---- Data

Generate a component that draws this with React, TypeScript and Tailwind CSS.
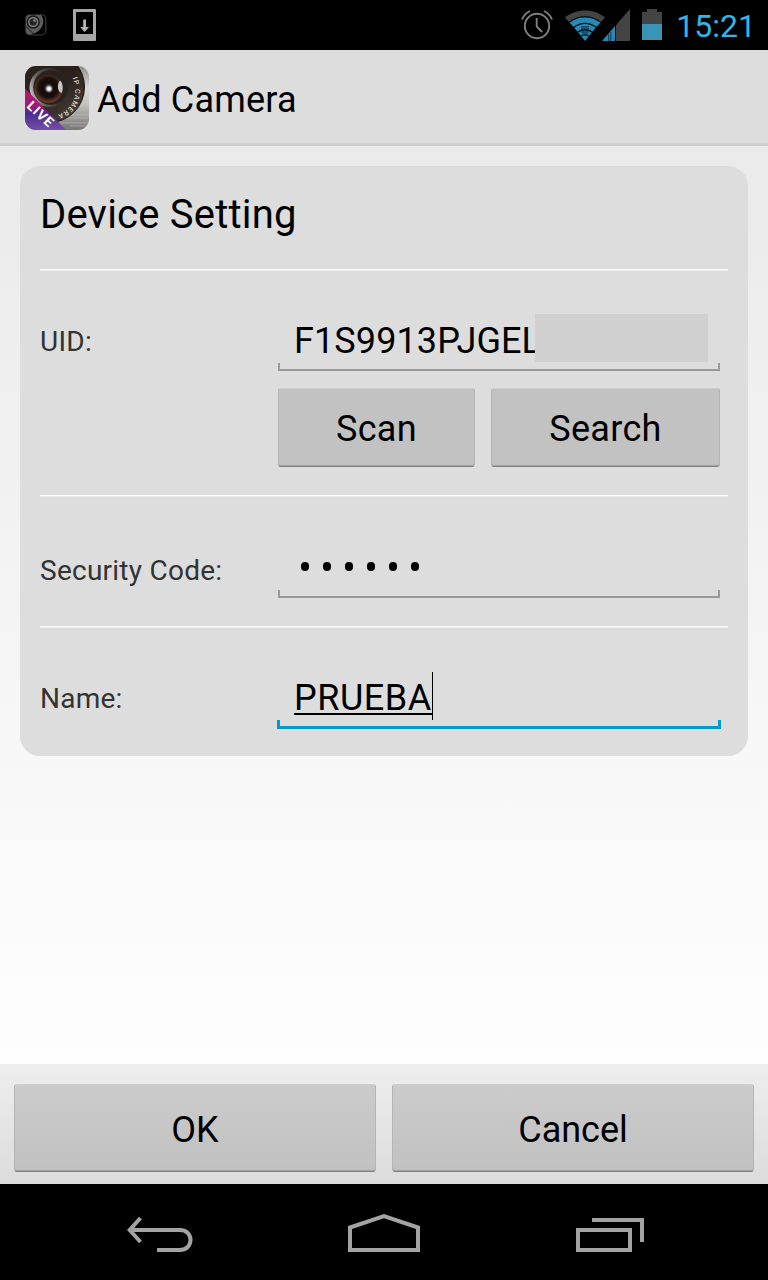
import { useState } from 'react'
import type { ReactNode } from 'react'
import clsx from 'clsx'

function CameraStatusIcon() {
  return (
    <svg width="22" height="22" viewBox="0 0 22 22" fill="none">
      <rect x="0.8" y="0.8" width="20" height="20" rx="4" stroke="#333" strokeWidth="1.3" />
      <path d="M1 8V4.500a3.500 3.500 0 0 1 3.500-3.500H16c3 3.500 3.300 9-.2 13.500C12.500 18.500 9 19.500 6 20.500H4.500A3.500 3.500 0 0 1 1 17z" fill="#5c5c5c" />
      <circle cx="8.200" cy="8" r="6" fill="#777" stroke="#151515" strokeWidth="1.400" />
      <circle cx="8.200" cy="8" r="3.600" fill="#222" />
      <circle cx="9.500" cy="6.500" r="1.500" fill="#777" />
      <path d="M1 12.500l8 8" stroke="#1a1a1a" strokeWidth="1" />
    </svg>
  )
}

function DownloadIcon() {
  return (
    <svg width="24" height="34" viewBox="0 0 24 34">
      <path fillRule="evenodd" d="M1 1h21a1 1 0 0 1 1 1v30a1 1 0 0 1-1 1H1a1 1 0 0 1-1-1V2a1 1 0 0 1 1-1zm2 3v22h17V4z" fill="#a6a6a6" />
      <path d="M10.200 11.500h2.800v7.500h3l-4.400 5-4.400-5h3z" fill="#b5b5b5" />
    </svg>
  )
}

function AlarmIcon() {
  return (
    <svg width="32" height="32" viewBox="0 0 32 32" fill="none" stroke="#808080" strokeWidth="1.900">
      <circle cx="16" cy="17" r="12.200" />
      <path d="M15.700 9v8.500l5.500 5.500M1 10.500C2.500 6.500 5 4 9 2M31 10.500C29.500 6.500 27 4 23 2" />
    </svg>
  )
}

function WifiIcon() {
  return (
    <svg width="40" height="32" viewBox="0 0 40 32">
      <path d="M0 8.500C11-.8 29-.8 40 8.500L36 13C27 5.500 13 5.500 4 13z" fill="#444" />
      <path d="M4.500 13.500C14 6 26 6 35.500 13.500L31.500 18C24 12.500 16 12.500 8.500 18z" fill="#2789b5" />
      <path d="M9 18.500c7-5 15-5 22 0l-3.500 4.200c-5-3.500-10-3.500-15 0z" fill="#2789b5" />
      <path d="M13 23.200c4-3 10-3 14 0L20 32z" fill="#2789b5" />
      <path d="M16 17h8v4h2.500L20 27l-6.500-6H16z" fill="#17475d" opacity="0.800" />
      <path d="M4 13.400c9-7.500 23-7.500 32 0M8.500 18.500c7.500-5.400 15.500-5.400 23 0M12.500 23.200c5-3.500 10-3.500 15 0M16 27c3-1.800 5-1.800 8 0" stroke="#061820" fill="none" strokeWidth="1.200" />
    </svg>
  )
}

function SignalIcon() {
  return (
    <svg width="28" height="32" viewBox="0 0 28 32">
      <path d="M28 0v32H14V16z" fill="#444" />
      <path d="M13 17v15H0z" fill="#2789b5" />
      <path d="M6.700 25v7M8.800 23v9" stroke="#0b3245" strokeWidth="0.900" />
    </svg>
  )
}

function BatteryIcon() {
  return (
    <svg width="20" height="31" viewBox="0 0 20 31">
      <path d="M0 3h5V0h10v3h5v12H0z" fill="#444" />
      <path d="M0 15h20v16H0z" fill="#3a94b8" />
    </svg>
  )
}

function AppIcon() {
  return (
    <svg width="64" height="64" viewBox="0 0 64 64">
      <defs>
        <clipPath id="tile">
          <rect width="64" height="64" rx="11" />
        </clipPath>
        <linearGradient id="metal" x1="0" y1="0" x2="0" y2="1">
          <stop offset="0" stopColor="#8f8d8b" />
          <stop offset="0.350" stopColor="#dcdbda" />
          <stop offset="0.600" stopColor="#c2c1bf" />
          <stop offset="1" stopColor="#777573" />
        </linearGradient>
        <linearGradient id="body" x1="0" y1="0" x2="0.800" y2="1">
          <stop offset="0" stopColor="#2c221b" />
          <stop offset="0.600" stopColor="#2b211c" />
          <stop offset="1" stopColor="#49413c" />
        </linearGradient>
        <linearGradient id="ring" x1="0" y1="0.600" x2="1" y2="0.300">
          <stop offset="0" stopColor="#c4c1bf" />
          <stop offset="0.250" stopColor="#68625f" />
          <stop offset="0.600" stopColor="#3a3432" />
          <stop offset="1" stopColor="#292322" />
        </linearGradient>
        <radialGradient id="lens" cx="0.500" cy="0.450">
          <stop offset="0" stopColor="#4a4548" />
          <stop offset="0.350" stopColor="#120c0c" />
          <stop offset="0.700" stopColor="#1a0f0b" />
          <stop offset="1" stopColor="#5d3826" />
        </radialGradient>
        <linearGradient id="ribbon" x1="0" y1="0" x2="0" y2="1">
          <stop offset="0" stopColor="#b5186f" />
          <stop offset="0.400" stopColor="#a01b77" />
          <stop offset="0.600" stopColor="#4a2b94" />
          <stop offset="1" stopColor="#7350a4" />
        </linearGradient>
        <radialGradient id="glow">
          <stop offset="0" stopColor="#fff" />
          <stop offset="0.350" stopColor="#eee" />
          <stop offset="1" stopColor="#999" stopOpacity="0" />
        </radialGradient>
        <path id="arc" d="M47.500 12C51 21 51 28 48.500 34C45.500 42 39 48 24 51" />
      </defs>
      <g clipPath="url(#tile)">
        <rect width="64" height="64" fill="url(#metal)" />
        <path d="M40 49h24M38 52h26M35 57h29M45 60h19M56 20h8M58 33h6" stroke="#e0dfde" strokeWidth="0.600" opacity="0.600" />
        <circle cx="24" cy="21" r="35.500" fill="url(#body)" stroke="#171210" strokeWidth="1" />
        <circle cx="24" cy="21.500" r="19.500" fill="url(#ring)" />
        <circle cx="25.500" cy="21.500" r="17.300" fill="#292120" />
        <circle cx="23.500" cy="23" r="14" fill="url(#lens)" />
        <path d="M35 14.500c3 2 3.500 9 1.500 12.500-4-1.500-5-8.500-1.500-12.500z" fill="#c9c5c5" />
        <circle cx="24" cy="22.800" r="4.500" fill="url(#glow)" />
        <text fontSize="7" fontFamily="Roboto, sans-serif" fontWeight="500" fill="#d8d2ce" letterSpacing="1">
          <textPath href="#arc">IP CAMERA</textPath>
        </text>
        <path d="M0 22.500L41 64H0z" fill="url(#ribbon)" />
      </g>
      <text transform="translate(1 41) rotate(43)" fontSize="13.500" fontFamily="Roboto, sans-serif" fontWeight="700" fill="#fff" letterSpacing="0.900">
        LIVE
      </text>
    </svg>
  )
}

function StatusBar() {
  return (
    <div className="flex h-[50px] items-center justify-between bg-black">
      <div className="flex items-center gap-[26px] pl-[25px]">
        <CameraStatusIcon />
        <DownloadIcon />
      </div>
      <div className="flex items-center pr-3">
        <AlarmIcon />
        <div className="ml-3 flex">
          <WifiIcon />
          <div className="-ml-[3px]">
            <SignalIcon />
          </div>
        </div>
        <div className="ml-3 -mt-px">
          <BatteryIcon />
        </div>
        <span className="ml-3.5 pt-0.5 text-[32px] leading-10 text-[#33b5e5]">15:21</span>
      </div>
    </div>
  )
}

function Divider() {
  return <div className="h-0.5 border-t border-white bg-[#ebebeb]" />
}

function Button({ children, className }: { children: ReactNode; className?: string }) {
  return (
    <button
      className={clsx(
        'rounded-[3px] border border-x-[#b4b4b4] border-t-[#cdcdcd] border-b-[#7f7f7f] pt-[3px] text-center text-[36px] text-black shadow-[inset_0_-1px_0_#a3a3a3]',
        className,
      )}
    >
      {children}
    </button>
  )
}

function Field({ focused, children }: { focused?: boolean; children: ReactNode }) {
  return (
    <div>
      <div className={clsx('relative flex h-12 pl-4 text-[36px] text-black', focused ? 'leading-[53px]' : 'leading-[55px]')}>
        {children}
      </div>
      <div
        className={clsx(
          focused
            ? '-mx-px h-[9px] border-x-3 border-b-3 border-[#0099cc]'
            : 'mt-px h-2 border-x-2 border-b-2 border-[#999]',
        )}
      />
    </div>
  )
}

type RowProps = { label: string; className: string; labelClass?: string; children: ReactNode }

function Row({ label, className, labelClass = 'pt-1', children }: RowProps) {
  return (
    <div className={clsx('flex pr-2', className)}>
      <label className={clsx('w-[238px] shrink-0 text-[28px] leading-[48px] tracking-[0.25px] text-[#333]', labelClass)}>
        {label}
      </label>
      <div className="flex-1">{children}</div>
    </div>
  )
}

function NavBar() {
  return (
    <div className="flex h-24 items-center justify-between bg-black pl-[126px] pr-[124px]">
      <svg width="68" height="40" viewBox="0 0 68 40" fill="none" stroke="#a3a3a3" strokeWidth="4">
        <path d="M4 18h50c14 0 14 20 0 20H31" />
        <path d="M14.500 6L3.700 18l10.800 12" />
      </svg>
      <svg width="72" height="40" viewBox="0 0 72 40" fill="none" stroke="#a3a3a3" strokeWidth="4">
        <path d="M2 38V15.500L36 4l34 11.500V38z" />
      </svg>
      <svg width="70" height="40" viewBox="-2 0 70 40" fill="none" stroke="#a3a3a3" strokeWidth="4">
        <path d="M2 18h52v20H2zM16 8h50v22" />
      </svg>
    </div>
  )
}

export default function App() {
  const [uid] = useState('F1S9913PJGEL')
  const [name] = useState('PRUEBA')

  return (
    <div className="flex h-[1280px] w-[768px] flex-col overflow-hidden font-[Roboto,sans-serif]">
      <StatusBar />

      <header className="flex h-24 items-center border-b-3 border-[#cfcfcf] bg-[#ddd] pl-[25px] pt-[3px]">
        <AppIcon />
        <h1 className="ml-2 pt-[3px] text-[36px] leading-[44px] tracking-[0.2px] text-black">Add Camera</h1>
      </header>

      <main className="flex-1 bg-linear-to-b from-[#eaeaea] to-[#fefefe] p-5">
        <section className="h-[590px] rounded-[20px] bg-[#ddd] px-5">
          <h2 className="h-[103px] pt-6 text-[40px] leading-[50px] tracking-[0.2px] text-black">Device Setting</h2>
          <Divider />

          <Row label="UID:" className="h-[224px] pt-[43px]">
            <Field>
              <span className="tracking-[0.1px]">{uid}</span>
              {/* covers the tail of the id */}
              <div className="absolute left-[257px] top-0 h-12 w-[173px] bg-[#d0d0d0]" />
            </Field>
            <div className="mt-[17px] flex gap-4">
              <Button className="h-[79px] w-[197px] bg-[#c2c2c2] tracking-[0.3px]">Scan</Button>
              <Button className="h-[79px] flex-1 bg-[#c2c2c2] tracking-[0.3px]">Search</Button>
            </div>
          </Row>
          <Divider />

          <Row label="Security Code:" className="h-[129px] pt-[44px]" labelClass="pt-1.5">
            <Field>
              <div className="flex items-center gap-[14px] pt-[3px] pl-[7px]">
                {[...Array(6)].map((_, i) => (
                  <span key={i} className="h-[9px] w-2 rounded-full bg-black" />
                ))}
              </div>
            </Field>
          </Row>
          <Divider />

          <Row label="Name:" className="h-[128px] pt-[44px]" labelClass="pt-[3px]">
            <Field focused>
              <span className="relative tracking-[0.5px]">
                {name}
                <span className="absolute bottom-[5px] left-0 h-0.5 w-full bg-black" />
              </span>
              <span className="h-12 w-px bg-black" />
            </Field>
          </Row>
        </section>
      </main>

      <footer className="flex h-[120px] gap-4 bg-linear-to-b from-[#eee] to-[#dcdcdc] px-3.5 pt-5">
        <Button className="h-[88px] flex-1 bg-linear-to-b from-[#cbcbcb] to-[#c1c1c1]">OK</Button>
        <Button className="h-[88px] flex-1 bg-linear-to-b from-[#cbcbcb] to-[#c1c1c1]">Cancel</Button>
      </footer>

      <NavBar />
    </div>
  )
}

--------

### Given problem
Your task is to return the lines above, from the first one up to and including the line containing "import clsx from 'clsx'", minus any pictures.

### Written response
Generate a component that draws this with React, TypeScript and Tailwind CSS.
import { useState } from 'react'
import type { ReactNode } from 'react'
import clsx from 'clsx'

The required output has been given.